Reported by Susan Reidy

I firmly believe that into every project a little bling must fall. But what if your style is less flashy/glitzy and more shabby/vintagey? Try Ranger Ink’s Distress Stickles by Tim Holtz.

According to Ranger, this brand of Stickles combines “variegated glitter sizes and a matte look to complement the nostalgic palette of Distress products.” Translation: Compared to regular Stickles, the Distress line has more muted colors and less sparkle, which is great for vintage and shabby projects.

In the picture below, you can see how Distress Stickles compare to the standard Stickles, more shine in the traditional, more texture in the distress version. As promised, the Distress Stickles do provide “a thicker, bolder application.”

Distress Stickles come in a .5 fl. Oz. bottle and start at about $2.49 per bottle.

I love me some Stickles, so I had to give these a try. The first thing I noticed is that the bottle tip has a wider opening, which makes sense since the glitter in the Distress Stickles is chunkier.

I found both pros and cons to this feature. On the plus side, the glitter glue flows rather easily from the Distress Stickles (I can’t tell you how many times I’ve used my paper piercer to open up the tip of my traditional Stickles). This also makes covering larger areas easier.

On the negative side, the glitter glue flows rather easily.
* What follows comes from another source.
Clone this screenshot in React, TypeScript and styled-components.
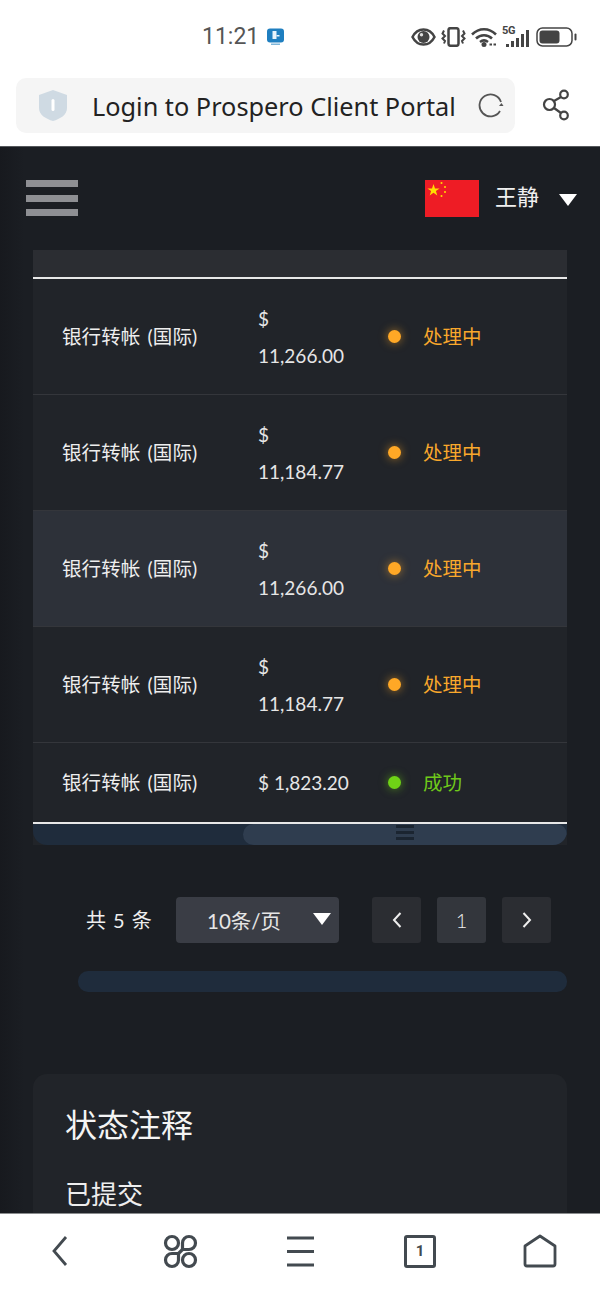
import styled, { createGlobalStyle } from "styled-components";

const FONT = `"Lato", "Noto Sans CJK SC", sans-serif`;

const GlobalStyle = createGlobalStyle`
  html, body {
    margin: 0;
    padding: 0;
    background: #fff;
  }
  #root {
    height: 100vh;
  }
  * {
    box-sizing: border-box;
  }
`;

type Row = {
  amount: string;
  status: "pending" | "success";
  hover?: boolean;
};

const rows: Row[] = [
  { amount: "$ 11,266.00", status: "pending" },
  { amount: "$ 11,184.77", status: "pending" },
  { amount: "$ 11,266.00", status: "pending", hover: true },
  { amount: "$ 11,184.77", status: "pending" },
  { amount: "$ 1,823.20", status: "success" },
];

const statusColor = { pending: "#f9a82c", success: "#6fc81a" };
const dotColor = { pending: "#ffa826", success: "#6fd316" };
const statusText = { pending: "处理中", success: "成功" };

export default function App() {
  return (
    <Page>
      <GlobalStyle />
      <StatusBar>
        <Clock>
          <Time>11:21</Time>
          <svg width="19" height="18" viewBox="0 0 19 18">
            <rect x="1" y="0.5" width="17" height="14" rx="3" fill="#1f7fc0" />
            <rect x="6.500" y="3" width="4" height="8" fill="#e8f4fb" />
            <rect x="10.500" y="7" width="3" height="1.500" fill="#e8f4fb" />
            <rect x="5" y="15.500" width="9" height="1.500" fill="#7fb6d9" />
          </svg>
        </Clock>
        <StatusIcons>
          <svg width="25" height="18" viewBox="0 0 25 18">
            <path d="M1.500 9C4 4 8 1.500 12.500 1.500S21 4 23.500 9c-2.500 5-6.500 7.500-11 7.500S4 14 1.500 9Z" fill="none" stroke="#444" strokeWidth="2.500" />
            <circle cx="12.500" cy="9" r="6" fill="#444" />
            <circle cx="10.500" cy="6.800" r="1.700" fill="#ddd" />
          </svg>
          <svg width="25" height="20" viewBox="0 0 25 20">
            <rect x="7.500" y="1.200" width="10" height="17.600" rx="2" fill="none" stroke="#444" strokeWidth="2.500" />
            <path d="M3 3.500 1.500 6.500 4 9 1.500 11.500 4 14 3 16.500M22 3.500l1.500 3L21 9l2.500 2.500L21 14l1 2.500" fill="none" stroke="#444" strokeWidth="2" />
          </svg>
          <svg width="26" height="20" viewBox="0 0 26 20">
            <path d="M1 7.500c7-7 17-7 24 0M5 11.500c4.500-4.500 11.500-4.500 16 0M9 15c2.500-2 5.500-2 8 0" fill="none" stroke="#444" strokeWidth="2.500" />
            <circle cx="13" cy="17.500" r="2.500" fill="#444" />
            <path d="M18.500 17.500h2.500M22.500 17.500h2.500" stroke="#444" strokeWidth="2" />
          </svg>
          <Signal>
            <NetLabel>5G</NetLabel>
            <svg width="27" height="20" viewBox="0 0 27 20">
              <path d="M5.500 20v-3M10.500 20v-6M15.500 20v-9M20.500 20V7M25.500 20V3" stroke="#444" strokeWidth="3" fill="none" />
            </svg>
          </Signal>
          <svg width="41" height="20" viewBox="0 0 41 20">
            <rect x="1" y="1" width="35" height="18" rx="5.500" fill="none" stroke="#444" strokeWidth="1.500" />
            <rect x="3.500" y="3.500" width="20" height="13" rx="3" fill="#444" />
            <rect x="38.500" y="6.500" width="2" height="7" rx="1" fill="#444" />
          </svg>
        </StatusIcons>
      </StatusBar>

      <BrowserBar>
        <UrlBox>
          <svg width="30" height="33" viewBox="0 0 30 33">
            <path d="M15 1 29 6v13c0 7-7 11-14 13C8 30 1 26 1 19V6Z" fill="#cfdae3" />
            <rect x="13.500" y="10" width="3" height="12" rx="1.500" fill="#fff" />
          </svg>
          <UrlText>Login to Prospero Client Portal</UrlText>
          <svg width="26" height="26" viewBox="0 0 26 26">
            <path d="M22 18A11 11 0 1 1 23 9" fill="none" stroke="#555" strokeWidth="1.800" />
            <path d="M21 13h4.500l-2 -3z" fill="#555" />
          </svg>
        </UrlBox>
        <ShareButton>
          <svg width="28" height="32" viewBox="0 0 28 32">
            <circle cx="7.500" cy="15.500" r="5.500" fill="none" stroke="#444" strokeWidth="2.200" />
            <circle cx="22" cy="5.500" r="3.800" fill="none" stroke="#444" strokeWidth="2.200" />
            <circle cx="22" cy="26.500" r="3.800" fill="none" stroke="#444" strokeWidth="2.200" />
            <path d="m12 12 7-4M12 19l7 5" stroke="#444" strokeWidth="2.200" />
          </svg>
        </ShareButton>
      </BrowserBar>

      <Main>
        <Header>
          <Burger>
            <BurgerLine />
            <BurgerLine />
            <BurgerLine />
          </Burger>
          <UserBox>
            <svg width="54" height="37" viewBox="0 0 54 37">
              <rect width="54" height="37" fill="#ee1c25" />
              <path d="M8.500 4l1.500 4.400h4.600l-3.700 2.700 1.400 4.400-3.800-2.700-3.800 2.700 1.400-4.400L2.400 8.400H7Z" fill="#ffde00" />
              <circle cx="16.500" cy="3" r="1" fill="#ffde00" />
              <circle cx="20" cy="7" r="1" fill="#ffde00" />
              <circle cx="20" cy="12" r="1" fill="#ffde00" />
              <circle cx="16.500" cy="16" r="1" fill="#ffde00" />
            </svg>
            <UserName>王静</UserName>
            <Caret />
          </UserBox>
        </Header>

        <TableWrap>
          <TableHead />
          {rows.map((row, idx) => (
            <TableRow key={idx} $hover={row.hover} $short={row.status === "success"}>
              <NameCell>银行转帐 (国际)</NameCell>
              <AmountCell>{row.amount}</AmountCell>
              <StatusCell>
                <Dot $color={dotColor[row.status]} />
                <StatusLabel $color={statusColor[row.status]}>{statusText[row.status]}</StatusLabel>
              </StatusCell>
            </TableRow>
          ))}
          <ScrollTrack>
            <ScrollThumb>
              <Grip>
                <GripLine />
                <GripLine />
                <GripLine />
              </Grip>
            </ScrollThumb>
          </ScrollTrack>
        </TableWrap>

        <Pager>
          <Total>共 5 条</Total>
          <PageSize>
            <span>10条/页</span>
            <SelectCaret />
          </PageSize>
          <PageButtons>
            <PageBtn>
              <svg width="12" height="18" viewBox="0 0 12 18">
                <path d="M9.500 2 3 9l6.500 7" fill="none" stroke="#eee" strokeWidth="2" />
              </svg>
            </PageBtn>
            <PageBtn $active>1</PageBtn>
            <PageBtn>
              <svg width="12" height="18" viewBox="0 0 12 18">
                <path d="M2.500 2 9 9l-6.500 7" fill="none" stroke="#eee" strokeWidth="2" />
              </svg>
            </PageBtn>
          </PageButtons>
        </Pager>

        <PagerScroll />

        <NoteCard>
          <NoteTitle>状态注释</NoteTitle>
          <NoteItem>已提交</NoteItem>
        </NoteCard>
      </Main>

      <BottomBar>
        <NavItem>
          <svg width="18" height="32" viewBox="0 0 18 32">
            <path d="M15 2 3 16l12 14" fill="none" stroke="#434a50" strokeWidth="2.800" />
          </svg>
        </NavItem>
        <NavItem>
          <svg width="35" height="35" viewBox="0 0 35 35" fill="none" stroke="#434a50" strokeWidth="3.200">
            <circle cx="9" cy="9" r="6.500" />
            <circle cx="26" cy="26" r="6.500" />
            <path d="M19.500 9A6.500 6.500 0 1 1 26 15.500H19.500Z" />
            <path d="M15.500 26A6.500 6.500 0 1 1 9 19.500H15.500Z" />
            <path d="M19.500 15.500 15.500 19.500" />
          </svg>
        </NavItem>
        <NavItem>
          <svg width="27" height="31" viewBox="0 0 27 31">
            <path d="M0 2h27M0 15.500h27M0 29h27" stroke="#434a50" strokeWidth="3" />
          </svg>
        </NavItem>
        <NavItem>
          <TabBox>1</TabBox>
        </NavItem>
        <NavItem>
          <svg width="34" height="34" viewBox="0 0 34 34">
            <path d="M17 2 32 12v18a2 2 0 0 1-2 2H4a2 2 0 0 1-2-2V12Z" fill="none" stroke="#434a50" strokeWidth="2.800" strokeLinejoin="round" />
          </svg>
        </NavItem>
      </BottomBar>
    </Page>
  );
}

const Page = styled.div`
  height: 100vh;
  display: flex;
  flex-direction: column;
  background: #fff;
  font-family: ${FONT};
  overflow: hidden;
`;

const StatusBar = styled.div`
  height: 73px;
  flex: none;
  display: flex;
  align-items: center;
  justify-content: space-between;
  padding: 0 23px 0 202px;
`;

const Clock = styled.div`
  display: flex;
  align-items: center;
  gap: 7px;
`;

const Time = styled.span`
  font-family: "Roboto", sans-serif;
  font-size: 23px;
  color: #555;
`;

const StatusIcons = styled.div`
  display: flex;
  align-items: center;
  gap: 5px;
`;

const Signal = styled.div`
  position: relative;
  width: 27px;
  height: 20px;
  margin-right: 2px;
`;

const NetLabel = styled.span`
  position: absolute;
  left: 0;
  top: -3px;
  font-family: "Roboto", sans-serif;
  font-size: 11px;
  font-weight: 700;
  letter-spacing: -0.3px;
  color: #444;
`;

const BrowserBar = styled.div`
  height: 73px;
  flex: none;
  display: flex;
  align-items: flex-start;
  padding: 5px 0 0 16px;
`;

const UrlBox = styled.div`
  width: 499px;
  height: 55px;
  display: flex;
  align-items: center;
  padding: 0 11px 0 22px;
  border-radius: 10px;
  background: #f5f5f5;
`;

const UrlText = styled.div`
  flex: 1;
  padding: 1px 0 0 24px;
  font-family: "Noto Sans", sans-serif;
  font-size: 25.300px;
  color: #222;
  white-space: nowrap;
`;

const ShareButton = styled.div`
  flex: 1;
  height: 54px;
  display: flex;
  align-items: center;
  justify-content: center;
  padding-right: 3px;
`;

const Main = styled.div`
  flex: 1;
  min-height: 0;
  overflow: hidden;
  border-top: 1px solid #55585c;
  background: linear-gradient(90deg, #17191e 0, #1b1e23 24px);
`;

const Header = styled.div`
  height: 103px;
  display: flex;
  align-items: flex-start;
  justify-content: space-between;
  padding: 33px 23px 0 26px;
`;

const Burger = styled.div`
  width: 52px;
  height: 36px;
  display: flex;
  flex-direction: column;
  justify-content: space-between;
`;

const BurgerLine = styled.div`
  height: 7px;
  background: #8e8f93;
`;

const UserBox = styled.div`
  display: flex;
  align-items: center;
  height: 37px;
`;

const UserName = styled.div`
  margin: 0 0 7px 16px;
  font-size: 22px;
  color: #f0f0f0;
`;

const Caret = styled.div`
  margin-left: 20px;
  margin-top: 3px;
  width: 0;
  height: 0;
  border-left: 9px solid transparent;
  border-right: 9px solid transparent;
  border-top: 12px solid #fff;
`;

const TableWrap = styled.div`
  margin: 0 33px;
  background: #212429;
`;

const TableHead = styled.div`
  height: 29px;
  background: #2b2d32;
  border-bottom: 2px solid #e8e8e8;
`;

const TableRow = styled.div<{ $hover?: boolean; $short?: boolean }>`
  height: ${(p) => (p.$short ? "79px" : "116px")};
  display: flex;
  align-items: center;
  padding-left: 29px;
  background: ${(p) => (p.$hover ? "#2d3139" : "#212429")};
  border-bottom: ${(p) => (p.$short ? "none" : "1px solid #34363b")};
`;

const NameCell = styled.div`
  width: 196px;
  padding-bottom: 2px;
  font-size: 19.500px;
  word-spacing: 2px;
  letter-spacing: 0.1px;
  color: #eee;
  white-space: nowrap;
`;

const AmountCell = styled.div`
  width: 95px;
  font-size: 19px;
  line-height: 37px;
  color: #e6e6e6;
`;

const StatusCell = styled.div`
  margin-left: 35px;
  display: flex;
  align-items: center;
  gap: 22px;
`;

const Dot = styled.div<{ $color: string }>`
  width: 13px;
  height: 13px;
  border-radius: 50%;
  background: ${(p) => p.$color};
  box-shadow: 0 0 10px ${(p) => p.$color}99;
`;

const StatusLabel = styled.div<{ $color: string }>`
  padding-bottom: 2px;
  font-size: 19.500px;
  color: ${(p) => p.$color};
`;

const ScrollTrack = styled.div`
  height: 23px;
  display: flex;
  justify-content: flex-end;
  border-top: 2px solid #e8e8e8;
  border-radius: 0 0 14px 14px;
  background: #1f2c3c;
  overflow: hidden;
`;

const ScrollThumb = styled.div`
  width: 324px;
  display: flex;
  justify-content: center;
  border-radius: 12px;
  background: #2f3d4f;
`;

const Grip = styled.div`
  width: 18px;
  padding: 1px 0;
  display: flex;
  flex-direction: column;
  gap: 3px;
  align-items: stretch;
`;

const GripLine = styled.div`
  height: 3px;
  background: #1b2531;
`;

const Pager = styled.div`
  margin-top: 52px;
  height: 46px;
  display: flex;
  align-items: center;
  padding-left: 86px;
`;

const Total = styled.div`
  width: 90px;
  padding-bottom: 2px;
  font-size: 20px;
  word-spacing: 2px;
  color: #eee;
  white-space: nowrap;
`;

const PageSize = styled.div`
  width: 163px;
  height: 46px;
  display: flex;
  align-items: center;
  justify-content: space-between;
  padding: 0 8px 0 31px;
  border-radius: 4px;
  background: #3a3d45;
  font-size: 20.500px;
  color: #e6e6e6;
`;

const SelectCaret = styled.div`
  width: 0;
  height: 0;
  border-left: 9px solid transparent;
  border-right: 9px solid transparent;
  border-top: 12px solid #fff;
  margin-top: -2px;
`;

const PageButtons = styled.div`
  margin-left: 33px;
  display: flex;
  gap: 16px;
`;

const PageBtn = styled.div<{ $active?: boolean }>`
  width: 49px;
  height: 46px;
  display: flex;
  align-items: center;
  justify-content: center;
  border-radius: 3px;
  background: ${(p) => (p.$active ? "#33363c" : "#2b2d32")};
  font-size: 20px;
  font-weight: 300;
  color: #eee;
`;

const PagerScroll = styled.div`
  height: 21px;
  margin: 28px 33px 0 78px;
  border-radius: 10px;
  background: #1f2c3c;
`;

const NoteCard = styled.div`
  margin: 82px 33px 0;
  padding: 28px 32px;
  border-radius: 14px;
  background: #212429;
`;

const NoteTitle = styled.div`
  font-size: 32px;
  line-height: 46px;
  color: #f4f4f4;
`;

const NoteItem = styled.div`
  margin-top: 28px;
  font-size: 26px;
  line-height: 36px;
  color: #eee;
`;

const BottomBar = styled.div`
  height: 78px;
  flex: none;
  display: grid;
  grid-template-columns: repeat(5, 1fr);
  padding-bottom: 3px;
  border-top: 1px solid #8a8c8e;
  background: #fff;
`;

const NavItem = styled.div`
  display: flex;
  align-items: center;
  justify-content: center;
`;

const TabBox = styled.div`
  width: 32px;
  height: 33px;
  display: flex;
  align-items: center;
  justify-content: center;
  border: 3px solid #434a50;
  border-radius: 3px;
  font-family: "Roboto", sans-serif;
  font-size: 15px;
  font-weight: 700;
  color: #434a50;
`;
I know — same point, different view. Because it comes out so easily, if you get a little excited while using it (isn’t crafting fun?), you may end up with great globs of gluey goodness. But if you’re working on a shabby project, that’s the look you want anyway, right?

The point is still fine enough to more or less accurately get it where you want it, even if it’s only around the edge of an item. Below, I used Peeled Paint to highlight the edges of my flowers made from vintage sewing pattern paper. The Stickles worked well, even on this delicate surface.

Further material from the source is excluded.